◆ Set exercise: Find every line in the records that holds the string "components". Copy each one.

(Pages as source code)

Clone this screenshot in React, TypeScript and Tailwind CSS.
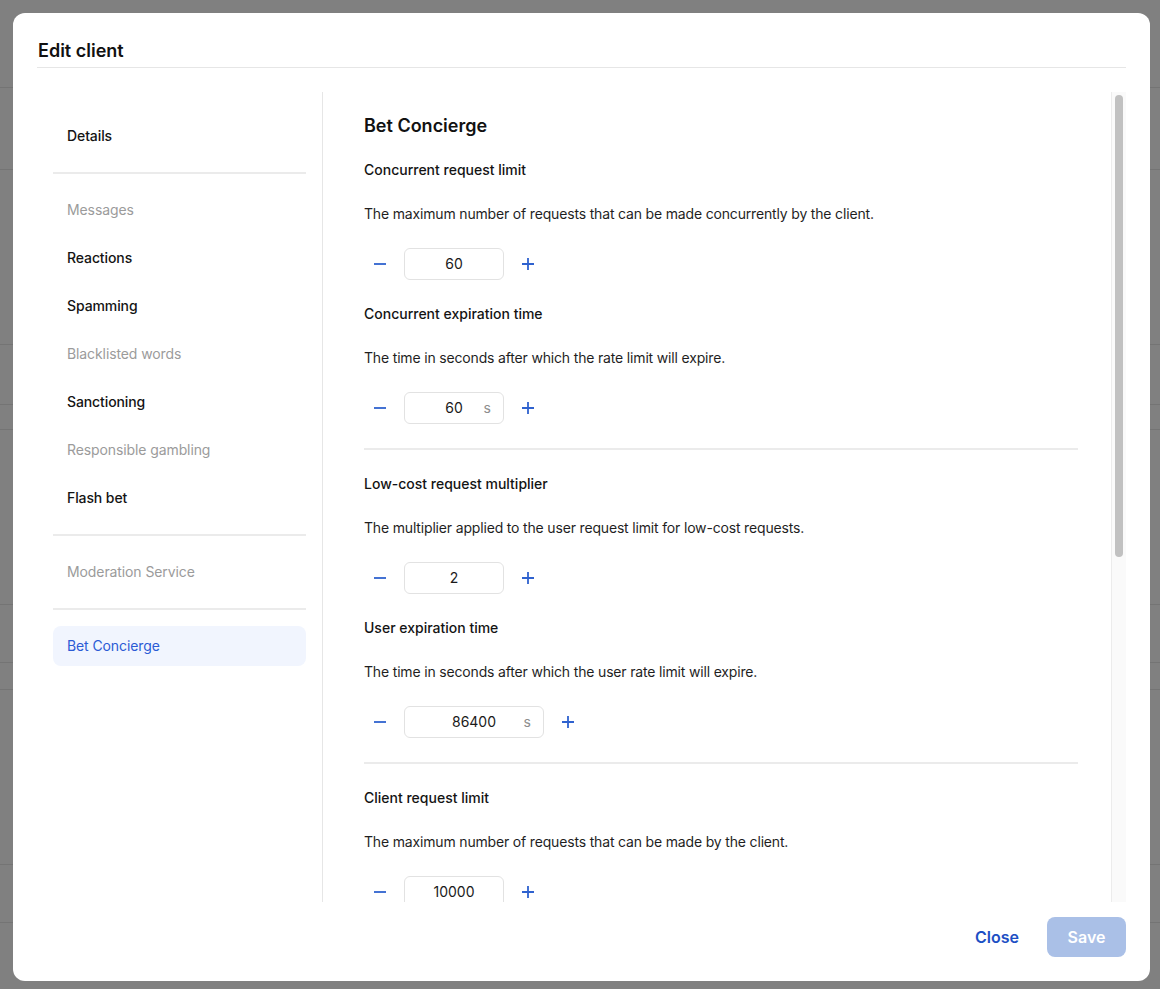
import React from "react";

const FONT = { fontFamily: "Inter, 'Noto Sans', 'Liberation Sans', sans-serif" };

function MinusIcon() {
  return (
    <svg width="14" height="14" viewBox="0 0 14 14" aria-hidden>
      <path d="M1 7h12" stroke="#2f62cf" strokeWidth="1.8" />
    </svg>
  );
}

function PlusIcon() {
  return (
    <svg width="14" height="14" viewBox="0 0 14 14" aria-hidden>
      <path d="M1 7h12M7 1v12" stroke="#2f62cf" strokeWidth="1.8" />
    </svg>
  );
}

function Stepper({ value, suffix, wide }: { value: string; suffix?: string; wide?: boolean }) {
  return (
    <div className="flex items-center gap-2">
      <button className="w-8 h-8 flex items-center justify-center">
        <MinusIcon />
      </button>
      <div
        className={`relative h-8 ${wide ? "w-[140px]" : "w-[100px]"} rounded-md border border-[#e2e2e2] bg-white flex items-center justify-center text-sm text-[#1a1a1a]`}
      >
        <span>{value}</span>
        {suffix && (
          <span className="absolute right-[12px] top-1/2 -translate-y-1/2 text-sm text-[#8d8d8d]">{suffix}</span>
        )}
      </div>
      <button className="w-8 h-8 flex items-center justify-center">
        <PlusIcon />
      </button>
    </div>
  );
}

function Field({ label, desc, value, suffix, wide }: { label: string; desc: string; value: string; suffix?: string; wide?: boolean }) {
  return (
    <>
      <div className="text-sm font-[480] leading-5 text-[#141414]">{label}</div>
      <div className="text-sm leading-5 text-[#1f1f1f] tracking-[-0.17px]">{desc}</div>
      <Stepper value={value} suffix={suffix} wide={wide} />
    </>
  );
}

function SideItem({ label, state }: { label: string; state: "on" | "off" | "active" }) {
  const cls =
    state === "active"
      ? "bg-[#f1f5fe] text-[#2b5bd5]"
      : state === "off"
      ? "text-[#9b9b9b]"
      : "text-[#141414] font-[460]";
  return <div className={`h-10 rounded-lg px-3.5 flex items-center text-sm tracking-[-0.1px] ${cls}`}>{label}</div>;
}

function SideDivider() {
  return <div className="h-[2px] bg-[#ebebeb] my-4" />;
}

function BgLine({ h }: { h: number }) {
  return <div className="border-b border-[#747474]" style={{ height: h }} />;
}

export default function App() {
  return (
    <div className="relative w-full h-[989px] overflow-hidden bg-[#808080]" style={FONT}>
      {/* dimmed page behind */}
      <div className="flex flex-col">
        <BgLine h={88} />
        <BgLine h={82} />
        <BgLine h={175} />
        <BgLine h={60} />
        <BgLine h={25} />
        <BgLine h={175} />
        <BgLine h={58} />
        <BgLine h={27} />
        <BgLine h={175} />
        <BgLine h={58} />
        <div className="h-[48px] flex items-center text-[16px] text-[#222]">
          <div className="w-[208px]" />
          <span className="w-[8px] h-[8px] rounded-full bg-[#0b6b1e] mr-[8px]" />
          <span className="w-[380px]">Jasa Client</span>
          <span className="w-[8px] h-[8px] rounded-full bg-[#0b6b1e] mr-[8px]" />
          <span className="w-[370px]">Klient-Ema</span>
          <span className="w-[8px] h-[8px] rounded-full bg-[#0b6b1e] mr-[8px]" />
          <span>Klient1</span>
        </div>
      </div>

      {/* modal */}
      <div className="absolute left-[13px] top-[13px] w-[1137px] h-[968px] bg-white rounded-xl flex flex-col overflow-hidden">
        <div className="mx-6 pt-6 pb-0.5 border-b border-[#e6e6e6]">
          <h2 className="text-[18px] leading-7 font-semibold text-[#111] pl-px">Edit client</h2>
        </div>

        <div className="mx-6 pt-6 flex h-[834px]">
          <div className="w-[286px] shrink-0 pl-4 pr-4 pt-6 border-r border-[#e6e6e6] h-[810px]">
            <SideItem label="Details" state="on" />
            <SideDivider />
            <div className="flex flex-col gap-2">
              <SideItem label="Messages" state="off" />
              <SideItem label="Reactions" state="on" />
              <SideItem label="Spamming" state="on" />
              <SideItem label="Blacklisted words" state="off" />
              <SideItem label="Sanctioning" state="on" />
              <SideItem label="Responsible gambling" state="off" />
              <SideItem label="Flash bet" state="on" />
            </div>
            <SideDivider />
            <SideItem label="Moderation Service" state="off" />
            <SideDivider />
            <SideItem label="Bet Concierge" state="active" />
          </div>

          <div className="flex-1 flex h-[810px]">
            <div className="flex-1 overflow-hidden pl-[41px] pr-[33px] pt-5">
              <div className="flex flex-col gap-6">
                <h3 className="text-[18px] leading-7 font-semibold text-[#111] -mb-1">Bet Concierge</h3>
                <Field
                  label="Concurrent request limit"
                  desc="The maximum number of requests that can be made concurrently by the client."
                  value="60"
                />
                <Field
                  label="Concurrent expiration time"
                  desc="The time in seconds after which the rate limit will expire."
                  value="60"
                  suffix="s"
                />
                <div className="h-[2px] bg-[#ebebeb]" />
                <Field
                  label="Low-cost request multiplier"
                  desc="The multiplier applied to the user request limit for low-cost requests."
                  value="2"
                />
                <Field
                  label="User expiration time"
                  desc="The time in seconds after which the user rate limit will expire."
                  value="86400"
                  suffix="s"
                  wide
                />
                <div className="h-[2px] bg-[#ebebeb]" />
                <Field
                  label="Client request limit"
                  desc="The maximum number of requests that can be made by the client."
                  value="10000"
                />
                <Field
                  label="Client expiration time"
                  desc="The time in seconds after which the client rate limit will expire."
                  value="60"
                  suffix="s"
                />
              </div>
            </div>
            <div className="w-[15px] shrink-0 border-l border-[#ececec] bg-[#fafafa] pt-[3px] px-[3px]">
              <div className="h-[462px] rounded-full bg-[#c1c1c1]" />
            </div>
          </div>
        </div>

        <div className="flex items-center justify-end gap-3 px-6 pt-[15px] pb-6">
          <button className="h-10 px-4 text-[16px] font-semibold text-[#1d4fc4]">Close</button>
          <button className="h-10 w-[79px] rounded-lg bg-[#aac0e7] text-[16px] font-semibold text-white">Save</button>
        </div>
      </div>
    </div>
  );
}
* * *
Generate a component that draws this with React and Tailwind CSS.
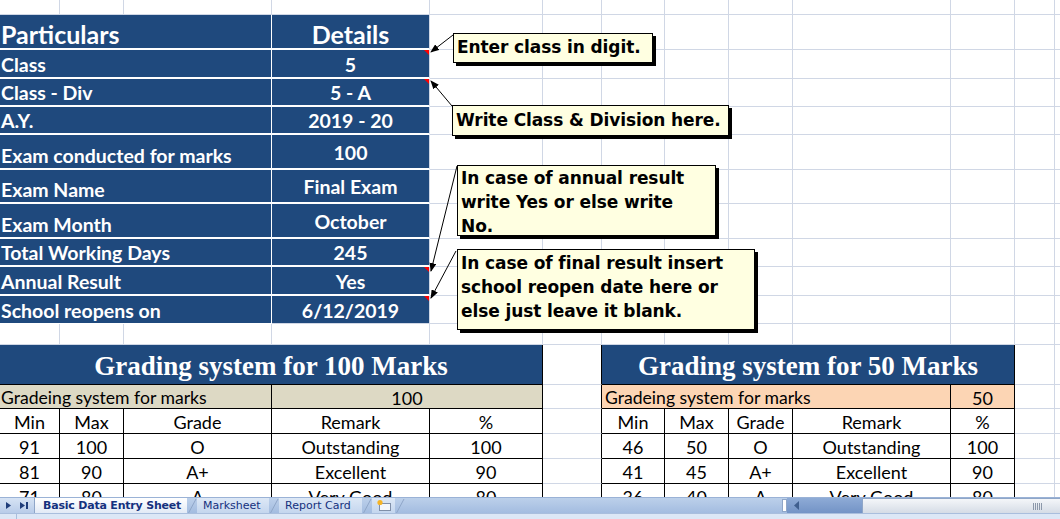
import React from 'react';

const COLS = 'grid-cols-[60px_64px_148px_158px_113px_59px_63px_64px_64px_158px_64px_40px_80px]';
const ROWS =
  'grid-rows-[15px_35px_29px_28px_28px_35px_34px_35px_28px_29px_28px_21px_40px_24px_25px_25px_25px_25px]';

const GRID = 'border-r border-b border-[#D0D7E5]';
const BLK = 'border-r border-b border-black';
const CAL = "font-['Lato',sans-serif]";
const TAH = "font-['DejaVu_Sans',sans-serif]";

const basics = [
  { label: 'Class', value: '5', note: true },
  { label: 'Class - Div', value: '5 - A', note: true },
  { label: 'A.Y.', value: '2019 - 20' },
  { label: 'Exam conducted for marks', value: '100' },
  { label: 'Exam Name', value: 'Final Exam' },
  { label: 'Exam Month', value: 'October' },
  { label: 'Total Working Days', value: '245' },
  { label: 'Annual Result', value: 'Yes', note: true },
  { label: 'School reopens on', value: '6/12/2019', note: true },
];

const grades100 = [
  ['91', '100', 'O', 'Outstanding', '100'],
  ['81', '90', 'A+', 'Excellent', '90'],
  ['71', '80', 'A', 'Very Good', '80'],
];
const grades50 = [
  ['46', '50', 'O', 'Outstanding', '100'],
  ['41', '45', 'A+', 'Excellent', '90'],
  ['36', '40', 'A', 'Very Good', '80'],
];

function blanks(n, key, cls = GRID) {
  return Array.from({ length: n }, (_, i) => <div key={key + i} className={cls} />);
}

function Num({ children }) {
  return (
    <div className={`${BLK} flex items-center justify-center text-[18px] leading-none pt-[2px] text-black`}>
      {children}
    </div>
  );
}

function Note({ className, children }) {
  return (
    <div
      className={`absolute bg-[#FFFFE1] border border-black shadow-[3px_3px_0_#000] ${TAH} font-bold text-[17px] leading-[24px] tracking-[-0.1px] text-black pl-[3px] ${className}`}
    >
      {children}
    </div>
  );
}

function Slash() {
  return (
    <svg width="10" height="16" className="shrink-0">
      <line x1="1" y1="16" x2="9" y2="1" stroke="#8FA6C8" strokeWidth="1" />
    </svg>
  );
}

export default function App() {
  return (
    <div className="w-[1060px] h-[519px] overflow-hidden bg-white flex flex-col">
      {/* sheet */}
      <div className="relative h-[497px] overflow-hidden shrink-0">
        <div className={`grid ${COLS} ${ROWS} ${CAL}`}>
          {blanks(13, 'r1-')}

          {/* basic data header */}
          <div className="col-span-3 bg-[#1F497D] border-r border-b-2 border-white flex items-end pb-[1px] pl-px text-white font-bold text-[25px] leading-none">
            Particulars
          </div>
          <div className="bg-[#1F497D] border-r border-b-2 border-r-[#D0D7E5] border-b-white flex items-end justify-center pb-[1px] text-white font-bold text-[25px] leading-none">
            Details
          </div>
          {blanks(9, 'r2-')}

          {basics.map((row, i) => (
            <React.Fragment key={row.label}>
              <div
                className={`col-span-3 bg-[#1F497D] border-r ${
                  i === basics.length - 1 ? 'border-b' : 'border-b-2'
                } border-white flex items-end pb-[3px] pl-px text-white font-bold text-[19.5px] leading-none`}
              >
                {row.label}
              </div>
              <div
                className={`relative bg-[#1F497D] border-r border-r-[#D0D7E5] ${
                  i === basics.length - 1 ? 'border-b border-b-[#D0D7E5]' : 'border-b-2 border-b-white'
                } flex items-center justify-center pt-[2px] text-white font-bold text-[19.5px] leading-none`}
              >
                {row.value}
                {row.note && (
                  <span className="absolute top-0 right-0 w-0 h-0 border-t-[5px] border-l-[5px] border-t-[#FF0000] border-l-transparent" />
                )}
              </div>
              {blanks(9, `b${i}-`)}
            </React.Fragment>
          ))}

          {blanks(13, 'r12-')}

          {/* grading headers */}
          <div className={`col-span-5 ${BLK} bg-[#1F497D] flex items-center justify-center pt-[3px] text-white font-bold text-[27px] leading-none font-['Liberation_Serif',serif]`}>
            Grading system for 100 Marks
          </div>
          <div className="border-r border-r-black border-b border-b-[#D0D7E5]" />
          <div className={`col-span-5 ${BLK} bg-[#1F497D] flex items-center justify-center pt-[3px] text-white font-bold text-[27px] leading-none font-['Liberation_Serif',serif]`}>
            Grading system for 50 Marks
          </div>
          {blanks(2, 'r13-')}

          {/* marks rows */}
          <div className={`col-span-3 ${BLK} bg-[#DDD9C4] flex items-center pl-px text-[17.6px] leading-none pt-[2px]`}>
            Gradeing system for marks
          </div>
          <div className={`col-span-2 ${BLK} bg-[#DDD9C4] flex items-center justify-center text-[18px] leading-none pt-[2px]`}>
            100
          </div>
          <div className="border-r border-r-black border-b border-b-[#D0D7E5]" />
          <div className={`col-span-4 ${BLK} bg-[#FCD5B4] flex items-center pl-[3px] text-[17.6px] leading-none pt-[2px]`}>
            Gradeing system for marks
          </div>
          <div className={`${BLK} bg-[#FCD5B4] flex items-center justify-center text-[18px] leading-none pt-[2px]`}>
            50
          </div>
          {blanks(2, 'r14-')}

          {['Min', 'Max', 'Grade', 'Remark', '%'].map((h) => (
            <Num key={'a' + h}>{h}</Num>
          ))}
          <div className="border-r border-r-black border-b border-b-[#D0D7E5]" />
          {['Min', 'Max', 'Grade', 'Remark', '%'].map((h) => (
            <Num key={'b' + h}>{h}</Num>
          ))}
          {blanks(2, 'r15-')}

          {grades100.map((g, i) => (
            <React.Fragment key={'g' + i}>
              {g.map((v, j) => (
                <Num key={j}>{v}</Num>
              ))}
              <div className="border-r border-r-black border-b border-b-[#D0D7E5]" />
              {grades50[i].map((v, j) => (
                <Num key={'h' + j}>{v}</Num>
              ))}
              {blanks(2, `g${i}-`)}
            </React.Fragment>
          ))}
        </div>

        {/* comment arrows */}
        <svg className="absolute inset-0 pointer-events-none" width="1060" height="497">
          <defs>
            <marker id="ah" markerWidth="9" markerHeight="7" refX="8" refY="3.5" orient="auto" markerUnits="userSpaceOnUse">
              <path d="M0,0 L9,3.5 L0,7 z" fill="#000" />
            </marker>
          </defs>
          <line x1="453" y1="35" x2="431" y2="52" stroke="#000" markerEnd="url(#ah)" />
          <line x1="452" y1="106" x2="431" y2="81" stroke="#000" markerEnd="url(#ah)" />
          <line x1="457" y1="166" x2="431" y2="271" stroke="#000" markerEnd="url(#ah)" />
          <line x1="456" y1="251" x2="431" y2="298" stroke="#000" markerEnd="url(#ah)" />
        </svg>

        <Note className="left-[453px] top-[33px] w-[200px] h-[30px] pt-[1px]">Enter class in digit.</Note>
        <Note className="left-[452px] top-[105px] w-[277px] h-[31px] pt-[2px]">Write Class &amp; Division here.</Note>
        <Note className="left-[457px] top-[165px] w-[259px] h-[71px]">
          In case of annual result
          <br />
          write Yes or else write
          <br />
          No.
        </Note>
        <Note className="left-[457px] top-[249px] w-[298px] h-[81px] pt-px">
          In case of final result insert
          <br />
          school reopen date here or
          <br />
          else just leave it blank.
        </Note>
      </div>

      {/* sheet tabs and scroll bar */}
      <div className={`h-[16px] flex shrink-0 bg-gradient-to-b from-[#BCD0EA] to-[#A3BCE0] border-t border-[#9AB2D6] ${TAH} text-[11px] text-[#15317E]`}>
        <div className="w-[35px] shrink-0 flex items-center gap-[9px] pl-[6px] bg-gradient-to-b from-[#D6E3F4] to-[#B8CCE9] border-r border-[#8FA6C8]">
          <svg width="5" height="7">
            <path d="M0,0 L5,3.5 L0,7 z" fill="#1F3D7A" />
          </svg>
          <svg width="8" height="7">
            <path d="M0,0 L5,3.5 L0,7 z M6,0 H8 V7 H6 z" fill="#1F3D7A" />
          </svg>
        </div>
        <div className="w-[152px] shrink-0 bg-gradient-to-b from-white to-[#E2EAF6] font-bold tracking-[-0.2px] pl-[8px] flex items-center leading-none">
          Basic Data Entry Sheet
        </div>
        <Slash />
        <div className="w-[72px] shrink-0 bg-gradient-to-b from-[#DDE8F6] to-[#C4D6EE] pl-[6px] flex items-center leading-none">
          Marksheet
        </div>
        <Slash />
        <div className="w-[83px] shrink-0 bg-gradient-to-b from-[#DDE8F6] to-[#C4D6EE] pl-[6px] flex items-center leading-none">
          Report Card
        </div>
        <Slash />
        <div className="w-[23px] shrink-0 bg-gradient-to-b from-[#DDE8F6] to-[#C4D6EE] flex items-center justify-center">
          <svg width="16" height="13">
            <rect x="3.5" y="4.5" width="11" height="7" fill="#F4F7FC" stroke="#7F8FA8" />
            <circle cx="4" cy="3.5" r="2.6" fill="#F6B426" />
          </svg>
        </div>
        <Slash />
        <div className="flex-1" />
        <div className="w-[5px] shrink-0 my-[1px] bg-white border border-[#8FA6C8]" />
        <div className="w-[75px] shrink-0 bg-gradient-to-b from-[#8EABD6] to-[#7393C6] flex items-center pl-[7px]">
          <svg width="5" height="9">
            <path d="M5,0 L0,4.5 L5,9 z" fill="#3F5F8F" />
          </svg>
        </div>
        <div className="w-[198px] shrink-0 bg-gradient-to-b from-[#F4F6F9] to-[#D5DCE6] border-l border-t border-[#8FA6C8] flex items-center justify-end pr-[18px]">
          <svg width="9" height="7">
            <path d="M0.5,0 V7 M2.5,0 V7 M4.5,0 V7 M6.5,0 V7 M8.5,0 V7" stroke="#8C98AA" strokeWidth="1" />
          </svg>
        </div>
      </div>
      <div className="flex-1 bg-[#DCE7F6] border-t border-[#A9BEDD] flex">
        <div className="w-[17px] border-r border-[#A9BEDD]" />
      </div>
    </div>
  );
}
--
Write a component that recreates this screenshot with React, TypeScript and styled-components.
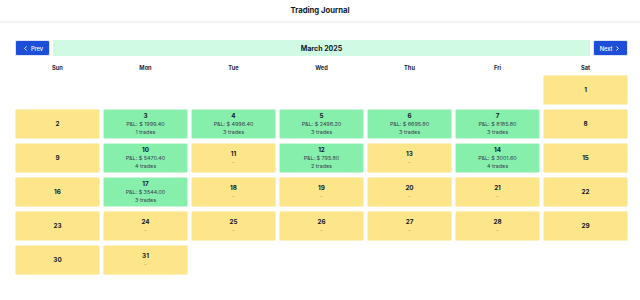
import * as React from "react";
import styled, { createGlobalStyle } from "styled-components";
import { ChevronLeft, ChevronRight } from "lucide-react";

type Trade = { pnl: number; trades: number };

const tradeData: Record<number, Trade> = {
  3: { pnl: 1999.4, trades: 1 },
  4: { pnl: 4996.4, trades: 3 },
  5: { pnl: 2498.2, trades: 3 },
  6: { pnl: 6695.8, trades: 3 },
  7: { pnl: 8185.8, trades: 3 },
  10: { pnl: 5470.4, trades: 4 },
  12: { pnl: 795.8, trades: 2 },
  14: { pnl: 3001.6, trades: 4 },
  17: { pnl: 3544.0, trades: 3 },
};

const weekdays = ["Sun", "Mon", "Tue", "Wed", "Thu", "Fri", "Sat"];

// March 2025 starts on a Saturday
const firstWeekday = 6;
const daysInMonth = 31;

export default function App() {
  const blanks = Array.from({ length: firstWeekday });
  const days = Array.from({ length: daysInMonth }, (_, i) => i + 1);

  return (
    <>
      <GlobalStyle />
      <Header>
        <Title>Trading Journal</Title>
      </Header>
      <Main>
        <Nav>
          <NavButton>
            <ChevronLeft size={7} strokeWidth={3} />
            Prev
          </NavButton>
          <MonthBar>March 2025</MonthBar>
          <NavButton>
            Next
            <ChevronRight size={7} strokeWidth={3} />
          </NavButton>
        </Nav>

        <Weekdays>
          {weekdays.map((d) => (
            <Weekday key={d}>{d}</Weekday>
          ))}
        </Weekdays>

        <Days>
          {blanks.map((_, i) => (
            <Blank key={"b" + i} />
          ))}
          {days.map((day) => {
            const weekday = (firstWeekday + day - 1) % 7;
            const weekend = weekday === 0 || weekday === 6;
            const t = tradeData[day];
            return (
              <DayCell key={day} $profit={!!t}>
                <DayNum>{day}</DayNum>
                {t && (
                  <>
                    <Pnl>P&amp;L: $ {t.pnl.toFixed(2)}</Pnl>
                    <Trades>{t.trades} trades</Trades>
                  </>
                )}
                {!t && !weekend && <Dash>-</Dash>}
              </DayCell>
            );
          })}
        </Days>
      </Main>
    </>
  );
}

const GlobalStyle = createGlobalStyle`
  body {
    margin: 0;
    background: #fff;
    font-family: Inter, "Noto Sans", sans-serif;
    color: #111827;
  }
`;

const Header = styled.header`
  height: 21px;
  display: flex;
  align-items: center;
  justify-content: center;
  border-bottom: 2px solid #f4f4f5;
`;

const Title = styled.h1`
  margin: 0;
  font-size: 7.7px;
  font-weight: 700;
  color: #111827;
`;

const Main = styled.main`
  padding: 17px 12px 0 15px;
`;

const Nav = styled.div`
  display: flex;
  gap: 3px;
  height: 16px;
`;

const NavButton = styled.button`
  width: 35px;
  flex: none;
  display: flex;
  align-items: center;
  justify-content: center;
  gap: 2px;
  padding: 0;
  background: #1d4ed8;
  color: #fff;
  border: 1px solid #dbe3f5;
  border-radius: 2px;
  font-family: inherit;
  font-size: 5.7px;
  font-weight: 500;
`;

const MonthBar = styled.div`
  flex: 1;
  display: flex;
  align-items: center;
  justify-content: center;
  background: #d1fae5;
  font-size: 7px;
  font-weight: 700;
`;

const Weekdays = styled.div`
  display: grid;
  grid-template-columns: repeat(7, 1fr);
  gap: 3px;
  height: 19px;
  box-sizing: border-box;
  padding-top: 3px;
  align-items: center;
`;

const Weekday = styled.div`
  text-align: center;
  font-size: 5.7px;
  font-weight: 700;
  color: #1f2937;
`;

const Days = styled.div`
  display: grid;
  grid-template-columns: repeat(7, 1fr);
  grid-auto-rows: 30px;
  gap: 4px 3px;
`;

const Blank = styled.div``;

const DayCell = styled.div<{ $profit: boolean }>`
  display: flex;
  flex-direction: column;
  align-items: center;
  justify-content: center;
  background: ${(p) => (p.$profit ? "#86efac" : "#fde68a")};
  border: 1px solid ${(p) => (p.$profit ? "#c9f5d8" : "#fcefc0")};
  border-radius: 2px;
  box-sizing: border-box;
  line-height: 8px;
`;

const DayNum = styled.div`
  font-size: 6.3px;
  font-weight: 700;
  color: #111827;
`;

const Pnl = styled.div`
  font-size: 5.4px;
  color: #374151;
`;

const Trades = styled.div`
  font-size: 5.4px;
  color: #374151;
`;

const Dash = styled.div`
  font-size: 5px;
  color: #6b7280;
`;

◆ Reply to the exercise:
Write a component that recreates this screenshot with React, TypeScript and styled-components.
import styled, { createGlobalStyle } from "styled-components";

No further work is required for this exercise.